Retype all of the listing exactly, passing over any picture you find.

(Pages as source code)
[start]

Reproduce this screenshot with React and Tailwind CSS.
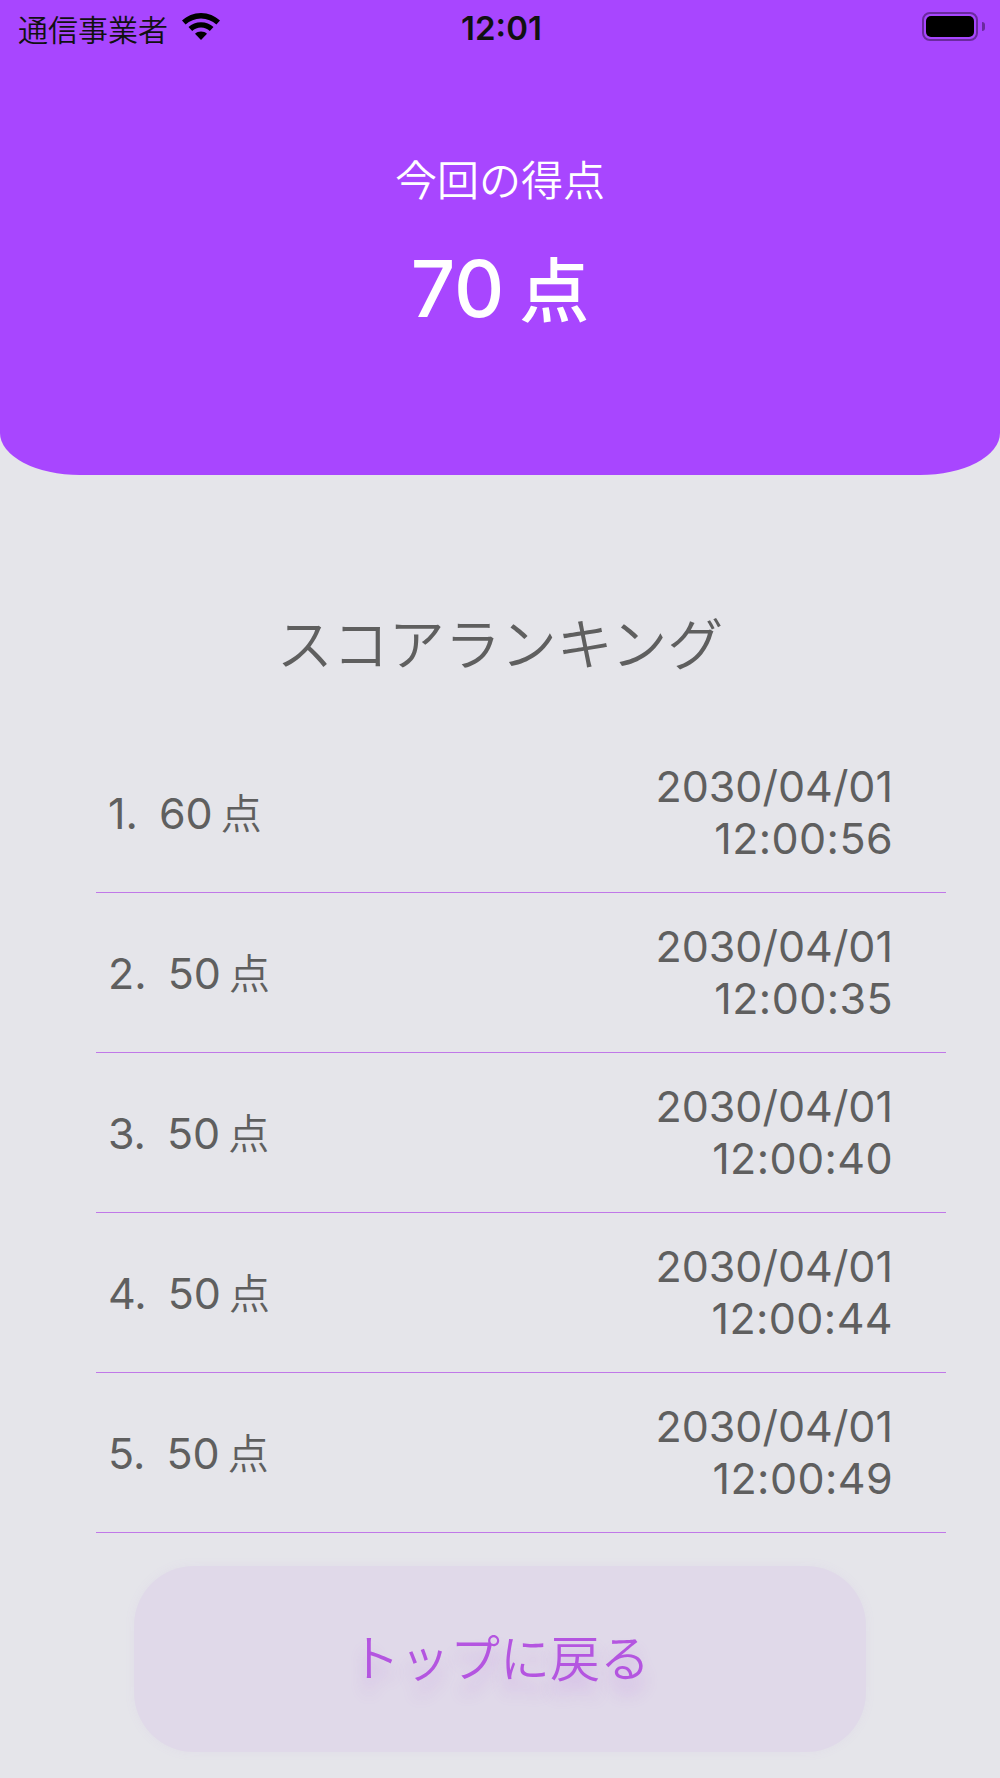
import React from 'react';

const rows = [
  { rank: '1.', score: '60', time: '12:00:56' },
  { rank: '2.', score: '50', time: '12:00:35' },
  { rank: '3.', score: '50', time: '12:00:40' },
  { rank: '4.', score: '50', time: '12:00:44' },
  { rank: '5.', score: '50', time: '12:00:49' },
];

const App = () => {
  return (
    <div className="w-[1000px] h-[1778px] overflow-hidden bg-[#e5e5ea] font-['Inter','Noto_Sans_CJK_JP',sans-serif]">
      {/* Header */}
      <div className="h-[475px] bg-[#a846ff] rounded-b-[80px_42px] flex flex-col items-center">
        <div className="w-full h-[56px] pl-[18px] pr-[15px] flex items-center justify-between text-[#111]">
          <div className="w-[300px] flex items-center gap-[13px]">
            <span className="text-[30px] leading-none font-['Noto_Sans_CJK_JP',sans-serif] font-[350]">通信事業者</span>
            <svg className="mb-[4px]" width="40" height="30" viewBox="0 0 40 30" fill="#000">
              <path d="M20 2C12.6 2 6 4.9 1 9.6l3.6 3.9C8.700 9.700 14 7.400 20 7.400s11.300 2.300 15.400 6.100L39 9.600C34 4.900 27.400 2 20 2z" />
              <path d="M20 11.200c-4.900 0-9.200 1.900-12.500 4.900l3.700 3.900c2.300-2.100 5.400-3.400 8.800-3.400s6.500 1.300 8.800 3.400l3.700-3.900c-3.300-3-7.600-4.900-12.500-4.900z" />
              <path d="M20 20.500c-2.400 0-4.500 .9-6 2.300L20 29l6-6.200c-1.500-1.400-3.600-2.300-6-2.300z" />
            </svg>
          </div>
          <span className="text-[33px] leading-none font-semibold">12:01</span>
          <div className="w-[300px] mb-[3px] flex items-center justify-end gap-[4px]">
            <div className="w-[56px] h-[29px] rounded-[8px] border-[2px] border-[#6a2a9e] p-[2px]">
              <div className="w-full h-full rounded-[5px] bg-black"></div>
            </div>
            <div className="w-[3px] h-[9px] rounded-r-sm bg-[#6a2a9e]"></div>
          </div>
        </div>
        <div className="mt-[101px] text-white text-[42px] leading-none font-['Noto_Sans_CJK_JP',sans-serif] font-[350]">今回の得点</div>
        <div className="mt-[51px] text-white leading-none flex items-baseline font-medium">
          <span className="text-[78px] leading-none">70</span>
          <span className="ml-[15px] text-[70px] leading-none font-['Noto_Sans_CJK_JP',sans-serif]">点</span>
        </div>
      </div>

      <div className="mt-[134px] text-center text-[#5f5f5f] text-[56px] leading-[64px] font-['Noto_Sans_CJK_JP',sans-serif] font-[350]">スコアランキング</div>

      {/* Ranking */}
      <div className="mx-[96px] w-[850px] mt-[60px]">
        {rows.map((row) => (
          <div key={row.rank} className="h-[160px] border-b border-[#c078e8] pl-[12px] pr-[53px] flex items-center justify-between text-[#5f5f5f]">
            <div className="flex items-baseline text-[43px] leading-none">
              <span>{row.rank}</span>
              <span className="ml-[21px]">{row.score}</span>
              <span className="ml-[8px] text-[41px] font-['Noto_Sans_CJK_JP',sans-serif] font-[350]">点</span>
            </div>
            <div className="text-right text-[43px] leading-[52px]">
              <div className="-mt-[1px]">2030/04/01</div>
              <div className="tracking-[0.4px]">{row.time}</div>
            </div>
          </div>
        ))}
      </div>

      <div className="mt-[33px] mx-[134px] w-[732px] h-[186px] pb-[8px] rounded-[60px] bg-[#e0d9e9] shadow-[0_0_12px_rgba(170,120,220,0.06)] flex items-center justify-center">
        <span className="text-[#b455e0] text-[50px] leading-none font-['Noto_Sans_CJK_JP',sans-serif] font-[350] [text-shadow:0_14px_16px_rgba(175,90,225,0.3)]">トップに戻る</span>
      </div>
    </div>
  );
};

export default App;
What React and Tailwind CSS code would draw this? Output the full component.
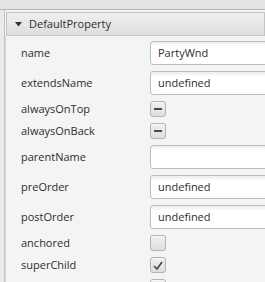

[end]

Answer.
Reproduce this screenshot with React and Tailwind CSS.
import React from 'react';

const rows = [
  { rank: '1.', score: '60', time: '12:00:56' },
  { rank: '2.', score: '50', time: '12:00:35' },
  { rank: '3.', score: '50', time: '12:00:40' },
  { rank: '4.', score: '50', time: '12:00:44' },
  { rank: '5.', score: '50', time: '12:00:49' },
];

const App = () => {
  return (
    <div className="w-[1000px] h-[1778px] overflow-hidden bg-[#e5e5ea] font-['Inter','Noto_Sans_CJK_JP',sans-serif]">
      {/* Header */}
      <div className="h-[475px] bg-[#a846ff] rounded-b-[80px_42px] flex flex-col items-center">
        <div className="w-full h-[56px] pl-[18px] pr-[15px] flex items-center justify-between text-[#111]">
          <div className="w-[300px] flex items-center gap-[13px]">
            <span className="text-[30px] leading-none font-['Noto_Sans_CJK_JP',sans-serif] font-[350]">通信事業者</span>
            <svg className="mb-[4px]" width="40" height="30" viewBox="0 0 40 30" fill="#000">
              <path d="M20 2C12.6 2 6 4.9 1 9.6l3.6 3.9C8.700 9.700 14 7.400 20 7.400s11.300 2.300 15.400 6.100L39 9.600C34 4.900 27.400 2 20 2z" />
              <path d="M20 11.200c-4.900 0-9.200 1.900-12.500 4.900l3.700 3.900c2.300-2.100 5.400-3.400 8.800-3.400s6.500 1.300 8.800 3.400l3.700-3.900c-3.300-3-7.600-4.900-12.500-4.900z" />
              <path d="M20 20.500c-2.400 0-4.500 .9-6 2.300L20 29l6-6.200c-1.500-1.400-3.600-2.300-6-2.300z" />
            </svg>
          </div>
          <span className="text-[33px] leading-none font-semibold">12:01</span>
          <div className="w-[300px] mb-[3px] flex items-center justify-end gap-[4px]">
            <div className="w-[56px] h-[29px] rounded-[8px] border-[2px] border-[#6a2a9e] p-[2px]">
              <div className="w-full h-full rounded-[5px] bg-black"></div>
            </div>
            <div className="w-[3px] h-[9px] rounded-r-sm bg-[#6a2a9e]"></div>
          </div>
        </div>
        <div className="mt-[101px] text-white text-[42px] leading-none font-['Noto_Sans_CJK_JP',sans-serif] font-[350]">今回の得点</div>
        <div className="mt-[51px] text-white leading-none flex items-baseline font-medium">
          <span className="text-[78px] leading-none">70</span>
          <span className="ml-[15px] text-[70px] leading-none font-['Noto_Sans_CJK_JP',sans-serif]">点</span>
        </div>
      </div>

      <div className="mt-[134px] text-center text-[#5f5f5f] text-[56px] leading-[64px] font-['Noto_Sans_CJK_JP',sans-serif] font-[350]">スコアランキング</div>

      {/* Ranking */}
      <div className="mx-[96px] w-[850px] mt-[60px]">
        {rows.map((row) => (
          <div key={row.rank} className="h-[160px] border-b border-[#c078e8] pl-[12px] pr-[53px] flex items-center justify-between text-[#5f5f5f]">
            <div className="flex items-baseline text-[43px] leading-none">
              <span>{row.rank}</span>
              <span className="ml-[21px]">{row.score}</span>
              <span className="ml-[8px] text-[41px] font-['Noto_Sans_CJK_JP',sans-serif] font-[350]">点</span>
            </div>
            <div className="text-right text-[43px] leading-[52px]">
              <div className="-mt-[1px]">2030/04/01</div>
              <div className="tracking-[0.4px]">{row.time}</div>
            </div>
          </div>
        ))}
      </div>

      <div className="mt-[33px] mx-[134px] w-[732px] h-[186px] pb-[8px] rounded-[60px] bg-[#e0d9e9] shadow-[0_0_12px_rgba(170,120,220,0.06)] flex items-center justify-center">
        <span className="text-[#b455e0] text-[50px] leading-none font-['Noto_Sans_CJK_JP',sans-serif] font-[350] [text-shadow:0_14px_16px_rgba(175,90,225,0.3)]">トップに戻る</span>
      </div>
    </div>
  );
};

export default App;
What React and Tailwind CSS code would draw this? Output the full component.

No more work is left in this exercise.